§ **EXERCISE DESCRIPTION**:
Set down the data below without change, skipping the pictures it holds.

□ □ □ □ □

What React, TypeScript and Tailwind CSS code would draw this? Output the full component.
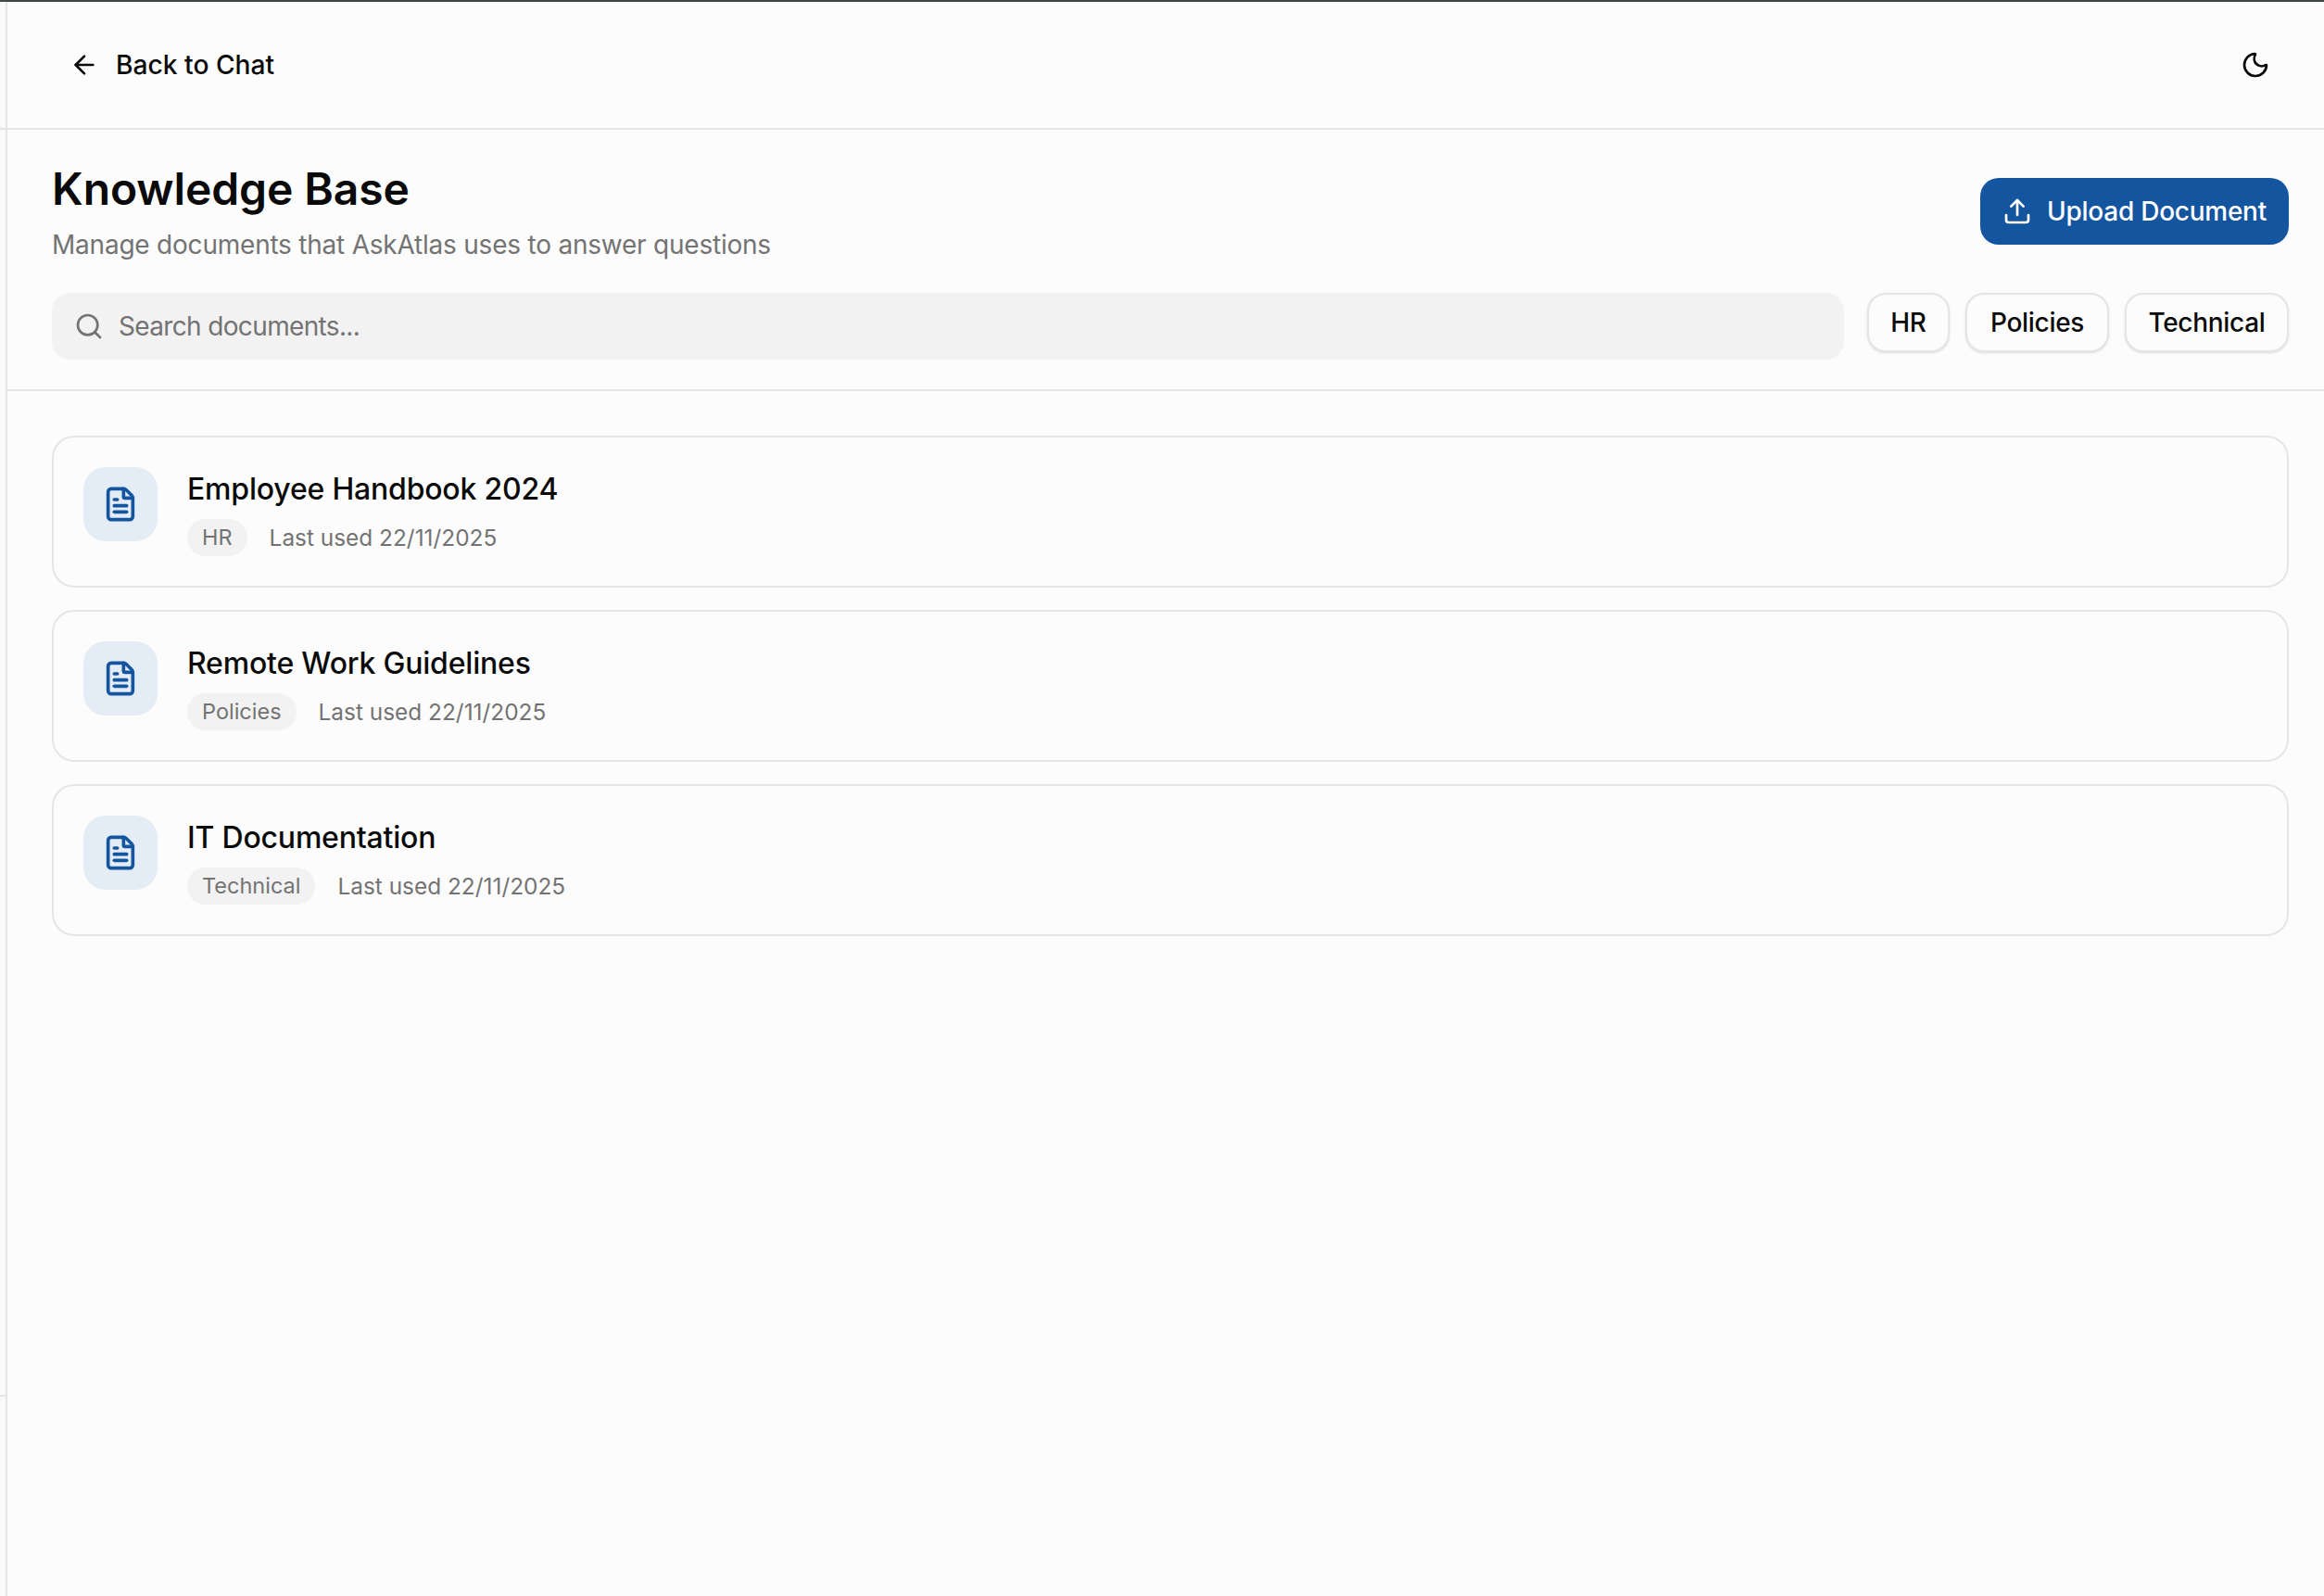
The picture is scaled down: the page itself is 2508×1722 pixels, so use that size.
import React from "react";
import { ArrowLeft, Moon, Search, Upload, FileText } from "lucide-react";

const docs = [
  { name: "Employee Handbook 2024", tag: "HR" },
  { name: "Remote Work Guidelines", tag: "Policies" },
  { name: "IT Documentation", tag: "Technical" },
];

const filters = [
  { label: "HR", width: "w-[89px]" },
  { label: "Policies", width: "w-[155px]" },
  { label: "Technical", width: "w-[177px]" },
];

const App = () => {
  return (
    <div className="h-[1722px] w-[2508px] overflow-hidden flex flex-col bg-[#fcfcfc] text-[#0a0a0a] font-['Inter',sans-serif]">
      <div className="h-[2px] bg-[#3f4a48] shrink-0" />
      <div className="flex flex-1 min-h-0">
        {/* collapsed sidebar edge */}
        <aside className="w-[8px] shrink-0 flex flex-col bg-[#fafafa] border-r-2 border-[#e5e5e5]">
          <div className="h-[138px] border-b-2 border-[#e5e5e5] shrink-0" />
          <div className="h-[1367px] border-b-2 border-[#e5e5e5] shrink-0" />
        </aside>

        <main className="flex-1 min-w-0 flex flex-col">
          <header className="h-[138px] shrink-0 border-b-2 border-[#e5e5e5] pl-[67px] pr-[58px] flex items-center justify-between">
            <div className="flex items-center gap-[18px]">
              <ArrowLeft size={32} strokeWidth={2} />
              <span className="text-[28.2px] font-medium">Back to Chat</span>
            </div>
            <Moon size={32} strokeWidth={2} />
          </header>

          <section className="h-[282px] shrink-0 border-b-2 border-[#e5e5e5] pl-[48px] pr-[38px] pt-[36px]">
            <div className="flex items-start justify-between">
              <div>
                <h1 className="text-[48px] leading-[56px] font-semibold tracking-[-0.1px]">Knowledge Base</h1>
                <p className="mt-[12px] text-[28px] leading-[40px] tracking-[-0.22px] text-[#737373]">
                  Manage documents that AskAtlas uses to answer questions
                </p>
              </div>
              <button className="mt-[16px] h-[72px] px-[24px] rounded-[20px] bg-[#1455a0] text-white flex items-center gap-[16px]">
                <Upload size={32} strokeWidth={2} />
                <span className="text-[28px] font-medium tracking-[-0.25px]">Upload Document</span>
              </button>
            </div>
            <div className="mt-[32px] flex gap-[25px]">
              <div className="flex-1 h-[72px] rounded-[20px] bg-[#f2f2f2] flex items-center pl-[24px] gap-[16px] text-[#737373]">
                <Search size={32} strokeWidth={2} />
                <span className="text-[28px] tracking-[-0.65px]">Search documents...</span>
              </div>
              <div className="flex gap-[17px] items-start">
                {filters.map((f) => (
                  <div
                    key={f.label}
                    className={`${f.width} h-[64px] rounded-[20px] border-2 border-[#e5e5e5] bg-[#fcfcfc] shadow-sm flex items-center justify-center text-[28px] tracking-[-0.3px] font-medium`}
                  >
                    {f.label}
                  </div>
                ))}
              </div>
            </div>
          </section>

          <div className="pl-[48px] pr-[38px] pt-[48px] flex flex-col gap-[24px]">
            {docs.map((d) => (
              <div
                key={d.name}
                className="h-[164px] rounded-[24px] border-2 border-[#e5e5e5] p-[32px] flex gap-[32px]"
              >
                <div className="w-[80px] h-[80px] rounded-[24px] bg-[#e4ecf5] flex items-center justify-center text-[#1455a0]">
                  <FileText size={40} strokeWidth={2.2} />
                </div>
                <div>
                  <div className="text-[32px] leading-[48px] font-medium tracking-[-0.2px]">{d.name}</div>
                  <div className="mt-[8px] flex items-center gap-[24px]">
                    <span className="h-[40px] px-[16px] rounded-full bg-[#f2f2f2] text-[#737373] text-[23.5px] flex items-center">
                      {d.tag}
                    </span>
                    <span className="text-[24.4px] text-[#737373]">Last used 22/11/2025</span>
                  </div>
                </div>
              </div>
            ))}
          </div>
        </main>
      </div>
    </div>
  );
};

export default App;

□ □ □ □ □

§ **FULL ANSWER**:
What React, TypeScript and Tailwind CSS code would draw this? Output the full component.
The picture is scaled down: the page itself is 2508×1722 pixels, so use that size.
import React from "react";
import { ArrowLeft, Moon, Search, Upload, FileText } from "lucide-react";

const docs = [
  { name: "Employee Handbook 2024", tag: "HR" },
  { name: "Remote Work Guidelines", tag: "Policies" },
  { name: "IT Documentation", tag: "Technical" },
];

const filters = [
  { label: "HR", width: "w-[89px]" },
  { label: "Policies", width: "w-[155px]" },
  { label: "Technical", width: "w-[177px]" },
];

const App = () => {
  return (
    <div className="h-[1722px] w-[2508px] overflow-hidden flex flex-col bg-[#fcfcfc] text-[#0a0a0a] font-['Inter',sans-serif]">
      <div className="h-[2px] bg-[#3f4a48] shrink-0" />
      <div className="flex flex-1 min-h-0">
        {/* collapsed sidebar edge */}
        <aside className="w-[8px] shrink-0 flex flex-col bg-[#fafafa] border-r-2 border-[#e5e5e5]">
          <div className="h-[138px] border-b-2 border-[#e5e5e5] shrink-0" />
          <div className="h-[1367px] border-b-2 border-[#e5e5e5] shrink-0" />
        </aside>

        <main className="flex-1 min-w-0 flex flex-col">
          <header className="h-[138px] shrink-0 border-b-2 border-[#e5e5e5] pl-[67px] pr-[58px] flex items-center justify-between">
            <div className="flex items-center gap-[18px]">
              <ArrowLeft size={32} strokeWidth={2} />
              <span className="text-[28.2px] font-medium">Back to Chat</span>
            </div>
            <Moon size={32} strokeWidth={2} />
          </header>

          <section className="h-[282px] shrink-0 border-b-2 border-[#e5e5e5] pl-[48px] pr-[38px] pt-[36px]">
            <div className="flex items-start justify-between">
              <div>
                <h1 className="text-[48px] leading-[56px] font-semibold tracking-[-0.1px]">Knowledge Base</h1>
                <p className="mt-[12px] text-[28px] leading-[40px] tracking-[-0.22px] text-[#737373]">
                  Manage documents that AskAtlas uses to answer questions
                </p>
              </div>
              <button className="mt-[16px] h-[72px] px-[24px] rounded-[20px] bg-[#1455a0] text-white flex items-center gap-[16px]">
                <Upload size={32} strokeWidth={2} />
                <span className="text-[28px] font-medium tracking-[-0.25px]">Upload Document</span>
              </button>
            </div>
            <div className="mt-[32px] flex gap-[25px]">
              <div className="flex-1 h-[72px] rounded-[20px] bg-[#f2f2f2] flex items-center pl-[24px] gap-[16px] text-[#737373]">
                <Search size={32} strokeWidth={2} />
                <span className="text-[28px] tracking-[-0.65px]">Search documents...</span>
              </div>
              <div className="flex gap-[17px] items-start">
                {filters.map((f) => (
                  <div
                    key={f.label}
                    className={`${f.width} h-[64px] rounded-[20px] border-2 border-[#e5e5e5] bg-[#fcfcfc] shadow-sm flex items-center justify-center text-[28px] tracking-[-0.3px] font-medium`}
                  >
                    {f.label}
                  </div>
                ))}
              </div>
            </div>
          </section>

          <div className="pl-[48px] pr-[38px] pt-[48px] flex flex-col gap-[24px]">
            {docs.map((d) => (
              <div
                key={d.name}
                className="h-[164px] rounded-[24px] border-2 border-[#e5e5e5] p-[32px] flex gap-[32px]"
              >
                <div className="w-[80px] h-[80px] rounded-[24px] bg-[#e4ecf5] flex items-center justify-center text-[#1455a0]">
                  <FileText size={40} strokeWidth={2.2} />
                </div>
                <div>
                  <div className="text-[32px] leading-[48px] font-medium tracking-[-0.2px]">{d.name}</div>
                  <div className="mt-[8px] flex items-center gap-[24px]">
                    <span className="h-[40px] px-[16px] rounded-full bg-[#f2f2f2] text-[#737373] text-[23.5px] flex items-center">
                      {d.tag}
                    </span>
                    <span className="text-[24.4px] text-[#737373]">Last used 22/11/2025</span>
                  </div>
                </div>
              </div>
            ))}
          </div>
        </main>
      </div>
    </div>
  );
};

export default App;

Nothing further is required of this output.